Pop Quiz – What Do You Do When You Are cc’d on an e-mail?

  • According to my informal survey of about 50 people the standard answer was NOTHING!
  • Everyone said being cc’d on an email was just an FYI and No Action Required indicator.
  • What, wait? You mean if you are cc’d on an email you don’t do anything?
  • The overwhelming answer was YES.

People on the cc: line are by default excused from doing ANYTHING. They were copied on the mail… as a courtesy.

How about you?

  • What do you do when you are cc’d on an email?
  • (please reply in the comments). I really do want to know.
  • And, if you are a Millennial I want to know if you will step up to kill the dreaded cc: once and for all.

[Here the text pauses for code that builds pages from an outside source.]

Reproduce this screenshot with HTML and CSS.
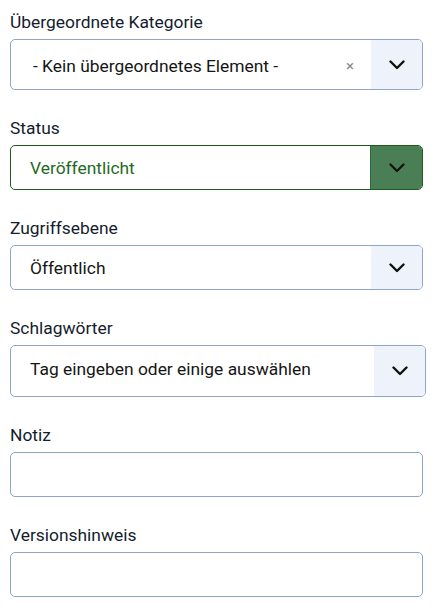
FILE: index.html
```html
<!DOCTYPE html>
<html lang="de">
<head>
<meta charset="utf-8">
<link rel="stylesheet" href="styles.css">
</head>
<body>
<form class="form">
  <div class="field">
    <label class="label">Übergeordnete Kategorie</label>
    <div class="select select--tall">
      <span class="value value--indent">- Kein übergeordnetes Element -</span>
      <span class="clear">×</span>
      <span class="toggle"><svg class="chev" viewBox="0 0 16 10" width="16" height="10"><path d="M1.5 1.5 L8 8 L14.5 1.5" fill="none" stroke="#111" stroke-width="2.4" stroke-linecap="round" stroke-linejoin="round"/></svg></span>
    </div>
  </div>
  <div class="field">
    <label class="label">Status</label>
    <div class="select select--green">
      <span class="value">Veröffentlicht</span>
      <span class="toggle toggle--green"><svg class="chev" viewBox="0 0 16 10" width="16" height="10"><path d="M1.5 1.5 L8 8 L14.5 1.5" fill="none" stroke="#111" stroke-width="2.2" stroke-linecap="round" stroke-linejoin="round"/></svg></span>
    </div>
  </div>
  <div class="field">
    <label class="label">Zugriffsebene</label>
    <div class="select">
      <span class="value">Öffentlich</span>
      <span class="toggle"><svg class="chev" viewBox="0 0 16 10" width="16" height="10"><path d="M1.5 1.5 L8 8 L14.5 1.5" fill="none" stroke="#111" stroke-width="2.4" stroke-linecap="round" stroke-linejoin="round"/></svg></span>
    </div>
  </div>
  <div class="field">
    <label class="label">Schlagwörter</label>
    <div class="select select--tall select--wide">
      <span class="value value--up">Tag eingeben oder einige auswählen</span>
      <span class="toggle"><svg class="chev" viewBox="0 0 16 10" width="16" height="10"><path d="M1.5 1.5 L8 8 L14.5 1.5" fill="none" stroke="#111" stroke-width="2.4" stroke-linecap="round" stroke-linejoin="round"/></svg></span>
    </div>
  </div>
  <div class="field">
    <label class="label">Notiz</label>
    <input class="input" type="text">
  </div>
  <div class="field">
    <label class="label">Versionshinweis</label>
    <input class="input" type="text">
  </div>
</form>
</body>
</html>
```
FILE: styles.css
```css
html, body {
  margin: 0;
  padding: 0;
  background: #fff;
}
body {
  font-family: Roboto, "Noto Sans", Arial, sans-serif;
  color: #141c2e;
}
.form {
  display: flex;
  flex-direction: column;
  gap: 26px;
  padding: 10px 12px 0 10px;
}
.field {
  display: flex;
  flex-direction: column;
  gap: 5px;
}
.label {
  font-size: 17.4px;
  line-height: 24px;
  color: #141c2e;
}
.select {
  box-sizing: border-box;
  display: flex;
  align-items: stretch;
  height: 45px;
  border: 1px solid #8ea5c9;
  border-radius: 5px;
  overflow: hidden;
  background: #fff;
  width: 413px;
}
.select--tall {
  height: 51px;
}
.select--wide {
  width: 416px;
  height: 52px;
}
.value {
  flex: 1;
  display: flex;
  align-items: center;
  padding-left: 19px;
  padding-top: 1px;
  font-size: 17.4px;
  color: #151515;
  white-space: nowrap;
}
.value--indent {
  padding-left: 22px;
  padding-top: 2px;
}
.value--up {
  padding-top: 0;
  padding-bottom: 4px;
}
.clear {
  display: flex;
  align-items: center;
  padding-right: 17px;
  padding-top: 3px;
  font-size: 15px;
  color: #8a8a8a;
}
.toggle {
  width: 51px;
  display: flex;
  align-items: center;
  justify-content: center;
  background: #eef2fa;
}
.select--green {
  border-color: #1f5a1f;
}
.select--green .value {
  color: #1f6a25;
}
.toggle--green {
  background: #4a7f55;
  border-left: 1px solid #2f6a3a;
}
.chev {
  display: block;
}
.input {
  box-sizing: border-box;
  display: block;
  width: 413px;
  height: 45px;
  margin: 0;
  border: 1px solid #8ea5c9;
  border-radius: 5px;
  background: #fff;
  font: inherit;
  padding: 0 12px;
}
```
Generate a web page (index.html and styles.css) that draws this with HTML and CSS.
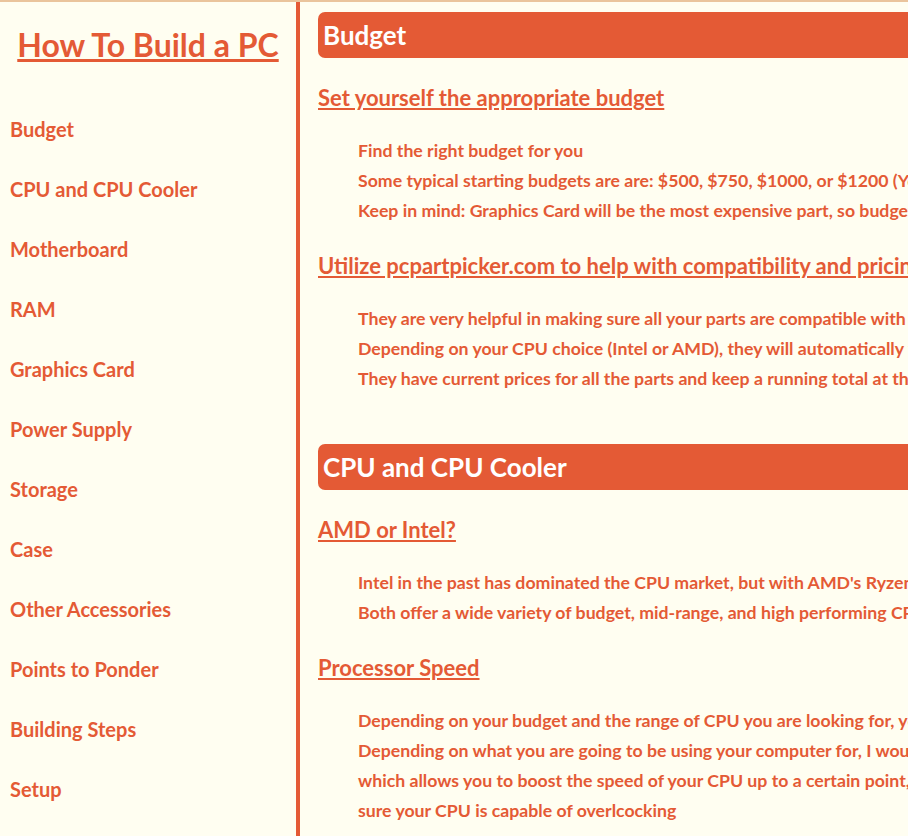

Most People See the cc as one of these three things:

  • CYA – A Cover Your Ass(ets) way to let everyone on the cc: line know they are involved.
  • Passive-Aggressive – A P-A way to let the recipients on the to: line know that you have alerted the masses.
  • My Boss is Watching You – A subtle way to say… My boss is on this thread now. So, beware!

Taking a Stance on the cc: option

I don’t know if refusing to use the cc: option when sending email will help you stand out in your career, but I have an idea it just might. Everyone complains that they get too much email. By eliminating the superfluous and irrelevant cc: option from email applications you can be the hero of the office by sending one less email to clog up someone’s inbox. What do you think? Can you quit using the cc: option?

What Can Replace the cc: option? What can replace email?
The simple answer is Collaborative Computing.

E-mail is Not Dead, but …

Email has been around since 1971 (to learn more click here). As much as we might like it to be it’s not going away anytime soon. Google and Microsoft recently announced new products to manage your inbox.

I have nothing against email. When used right it can work very effectively. However, like most older tools and technologies it has been morphed, adapted and bastardized to do things it may not have originally been intended to do. Que Sera, Sera … Whatever will be, will be.

What about the BCC?
Don’t get me started. BCC should have never made it into the world of “electronic” mail. In case you don’t know – BCC stands for … Blind Carbon Copy. It should NEVER be used… EVER!

Change the World… from the To: line only please

One Thing Millennials Can Do To Change The World is to kill off the dreaded CC.

E-Mail is Dead! Long Live E-Mail!

Will Millennials be the ones to kill e-mail once and for all? Or will that task fall to Gen Z?

What do you think? Are you a profligate cc’r today? Will you make the commitment to stop using the cc: option?